California Legislature Clamps Down on Potentially Abusive Practice of Using Choice of Law and Forum Selection Provisions in California Employment Agreements


Until recently, California employers could incorporate forum-selection and choice-of-law provisions into employment agreements.  Requiring California employees to litigate employment claims in a different state would present a tremendous impediment to the enforcement of employment claims for most employees–Can most employees to travel to, let’s say, NY or NJ to litigate their claims for discrimination or unpaid wages? To combat potential abuse, Senate Bill 1241 added Section 925 to California’s Labor Code effective January 1, 2017. Subject to various and appropriate exceptions, Section 925 limits an employers’ ability to require employees who are living and working in California to litigate or arbitrate such disputes outside of California or under the laws of another state.

This new law was enacted intending to prevent employers from contracting around California law, which prohibits, for example, non-compete clauses in employment agreements, by use of forum-selection provisions.  Additionally, Senate Bill 1241 limits employers’ ability to include certain foreign choice-of-law provisions in their employment agreements that provide for more “employer friendly” law. 

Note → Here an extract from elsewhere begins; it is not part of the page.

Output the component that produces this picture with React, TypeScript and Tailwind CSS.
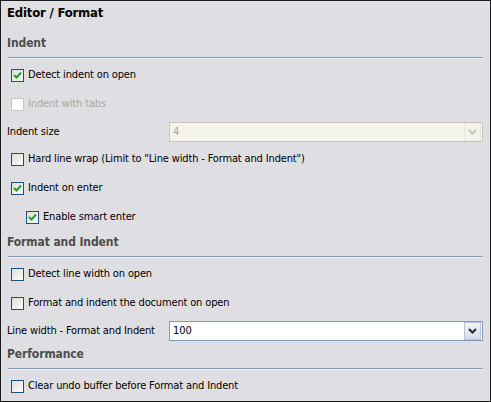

Exceptions: The law contains appropriate exceptions in which employers will be able to avoid the application of the statute. First, the law applies only to claims and controversies arising in California.  Where claims and controversies arise in other states, employees are not afforded the law’s unilateral right to void forum-selection and choice-of-law provisions.  Secondly, the statute does not apply when an employee is represented by legal counsel in negotiating the terms of the agreement containing the otherwise prohibited provisions.  Thus, top executives who hire an attorney to help them negotiate an employment agreement will not benefit from the law.  Finally, if an employer incorporates an opt-out provision and the employee has a meaningful choice whether or not to sign as a condition of employment, the statute does not appear to invalidate the otherwise voidable forum and choice-of-law provisions.